L’insécurité qui gangrène Haïti depuis des années ne cesse de s’intensifier. Les gangs armés dictent leur loi, contrôlent des quartiers entiers et imposent leur violence comme seule autorité. Face à ce chaos, l’État reste passif, impuissant, comme s’il avait abandonné sa mission première : protéger ses citoyens.
Les rues ne sont plus sûres, les transports en commun sont des pièges, les domiciles deviennent des forteresses de fortune. Désormais, même les institutions académiques ne sont plus épargnées. Ce qui devait être un espace d’apprentissage est devenu un lieu de deuil, une preuve supplémentaire que le pays sombre dans une spirale dont il ne semble pas pouvoir s’extraire.
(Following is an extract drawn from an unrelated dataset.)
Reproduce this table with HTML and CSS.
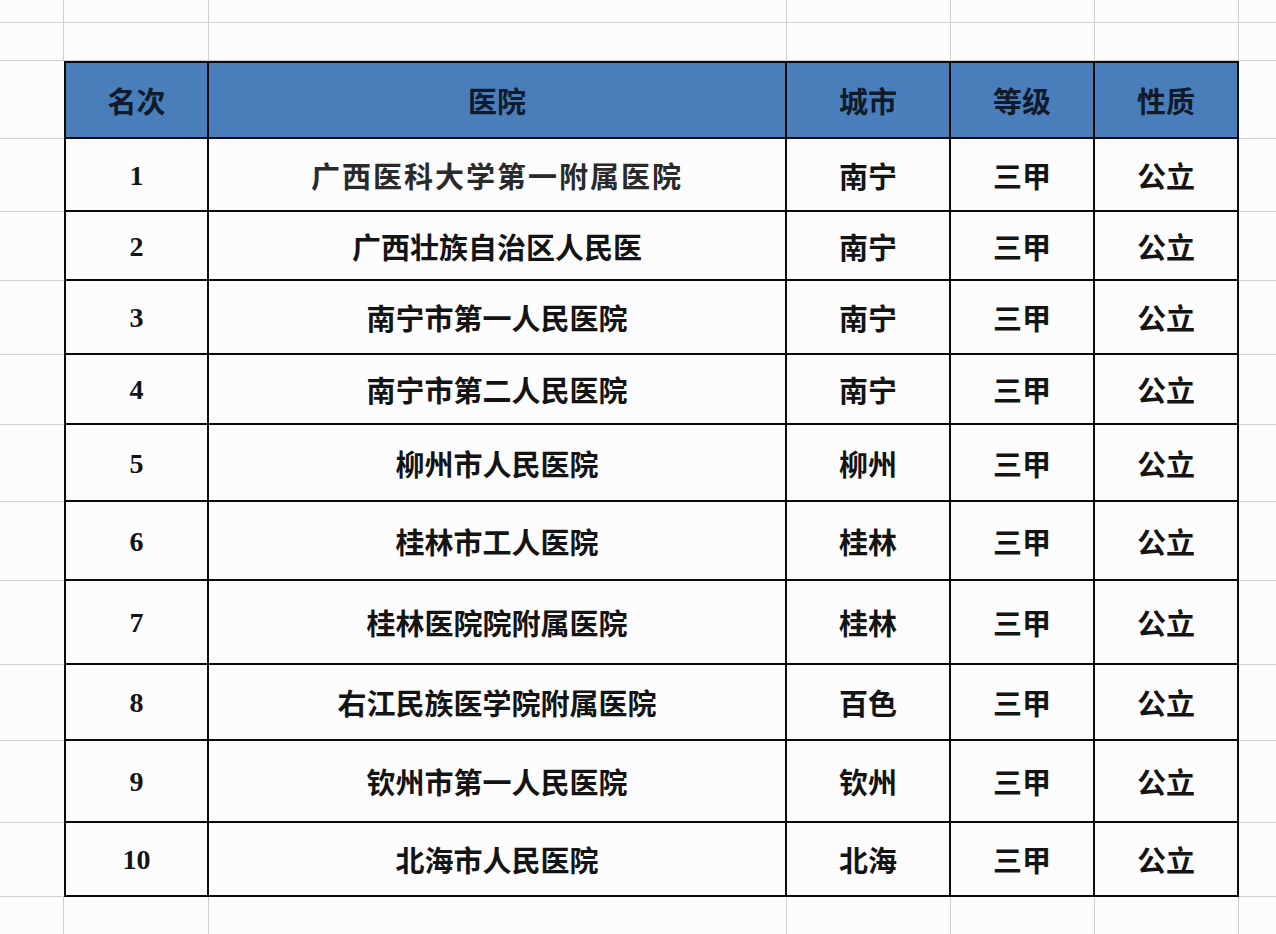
FILE: index.html
```html
<!DOCTYPE html>
<html lang="zh-CN">
<head>
<meta charset="utf-8">
<title>广西医院排名</title>
<link rel="stylesheet" href="styles.css">
</head>
<body>
<div class="sheet">
  <!-- row 0 -->
  <div class="g vr"></div><div class="g vr"></div><div class="g vr"></div><div class="g vr"></div><div class="g vr"></div><div class="g vr"></div><div class="g"></div>
  <!-- row 1 -->
  <div class="g vr"></div><div class="g vr"></div><div class="g vr"></div><div class="g vr"></div><div class="g vr"></div><div class="g vr"></div><div class="g"></div>
  <!-- header -->
  <div class="g"></div>
  <div class="t h first">名次</div><div class="t h">医院</div><div class="t h">城市</div><div class="t h">等级</div><div class="t h">性质</div>
  <div class="g"></div>
  <!-- 1 -->
  <div class="g"></div>
  <div class="t first num">1</div><div class="t wide">广西医科大学第一附属医院</div><div class="t">南宁</div><div class="t">三甲</div><div class="t">公立</div>
  <div class="g"></div>
  <!-- 2 -->
  <div class="g"></div>
  <div class="t first num">2</div><div class="t">广西壮族自治区人民医</div><div class="t">南宁</div><div class="t">三甲</div><div class="t">公立</div>
  <div class="g"></div>
  <!-- 3 -->
  <div class="g"></div>
  <div class="t first num">3</div><div class="t">南宁市第一人民医院</div><div class="t">南宁</div><div class="t">三甲</div><div class="t">公立</div>
  <div class="g"></div>
  <!-- 4 -->
  <div class="g"></div>
  <div class="t first num">4</div><div class="t">南宁市第二人民医院</div><div class="t">南宁</div><div class="t">三甲</div><div class="t">公立</div>
  <div class="g"></div>
  <!-- 5 -->
  <div class="g"></div>
  <div class="t first num">5</div><div class="t">柳州市人民医院</div><div class="t">柳州</div><div class="t">三甲</div><div class="t">公立</div>
  <div class="g"></div>
  <!-- 6 -->
  <div class="g"></div>
  <div class="t first num">6</div><div class="t">桂林市工人医院</div><div class="t">桂林</div><div class="t">三甲</div><div class="t">公立</div>
  <div class="g"></div>
  <!-- 7 -->
  <div class="g"></div>
  <div class="t first num">7</div><div class="t">桂林医院院附属医院</div><div class="t">桂林</div><div class="t">三甲</div><div class="t">公立</div>
  <div class="g"></div>
  <!-- 8 -->
  <div class="g"></div>
  <div class="t first num">8</div><div class="t">右江民族医学院附属医院</div><div class="t">百色</div><div class="t">三甲</div><div class="t">公立</div>
  <div class="g"></div>
  <!-- 9 -->
  <div class="g"></div>
  <div class="t first num">9</div><div class="t">钦州市第一人民医院</div><div class="t">钦州</div><div class="t">三甲</div><div class="t">公立</div>
  <div class="g"></div>
  <!-- 10 -->
  <div class="g"></div>
  <div class="t first num">10</div><div class="t">北海市人民医院</div><div class="t">北海</div><div class="t">三甲</div><div class="t">公立</div>
  <div class="g"></div>
  <!-- bottom row -->
  <div class="g vr nb"></div><div class="g vr nb"></div><div class="g vr nb"></div><div class="g vr nb"></div><div class="g vr nb"></div><div class="g vr nb"></div><div class="g nb"></div>
</div>
</body>
</html>
```

FILE: styles.css
```css
* { box-sizing: border-box; }

html, body {
  margin: 0;
  padding: 0;
  background: #fcfcfd;
}

body {
  width: 1276px;
  height: 934px;
  overflow: hidden;
  font-family: "Noto Sans CJK SC", "Noto Sans", sans-serif;
}

.sheet {
  display: grid;
  grid-template-columns: 64px 145px 578px 164px 144px 144px 37px;
  grid-template-rows: 23px 38px 78px 73px 69px 74px 70px 77px 79px 84px 76px 82px 74px 37px;
  height: 934px;
}

.g {
  border-bottom: 1px solid #cfcfd2;
}

.g.vr {
  border-right: 1px solid #cfcfd2;
}

.g.nb {
  border-bottom: none;
}

.t {
  display: flex;
  align-items: center;
  justify-content: center;
  border-right: 2px solid #0b0b0b;
  border-bottom: 2px solid #0b0b0b;
  font-size: 29px;
  font-weight: 700;
  color: #141414;
  white-space: nowrap;
}

.t.first {
  border-left: 2px solid #0b0b0b;
}

.t.h {
  background: #4a7ebb;
  color: #0f1a2b;
  border-top: 2px solid #0b0b0b;
}

.t.num {
  font-family: "Liberation Serif", "Times New Roman", serif;
  font-size: 28px;
  font-weight: 700;
  padding-top: 2px;
}

.t.wide {
  letter-spacing: 2px;
  color: #2a2a2a;
}
```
Chaque balle perdue, chaque assassinat, chaque enlèvement est un aveu de faiblesse du pouvoir en place. Les jeunes, déjà privés d’opportunités économiques, sont maintenant privés du simple droit d’étudier sans risquer leur vie. Quel avenir peut encore se dessiner dans un tel climat ?
Les promesses de réformes sécuritaires se succèdent, mais les actes concrets font défaut. Pendant que les dirigeants multiplient les discours creux, les familles enterrent leurs enfants, les écoles ferment leurs portes et l’espoir s’éteint. Le pays se meurt à petit feu. Cette inertie est un crime en soi, une forme de violence institutionnalisée qui tue autant que les armes.
Dans de nombreux pays, l’éducation est considérée comme un levier de développement, un moteur de progrès. En Haïti, elle est devenue un acte de bravoure. S’asseoir sur un banc d’école, ouvrir un livre, suivre un cours sont désormais des actions qui exigent du courage, tant les dangers sont omniprésents. Un pays qui laisse mourir ses étudiants en pleine salle de classe est un pays qui décide de condamner son propre avenir.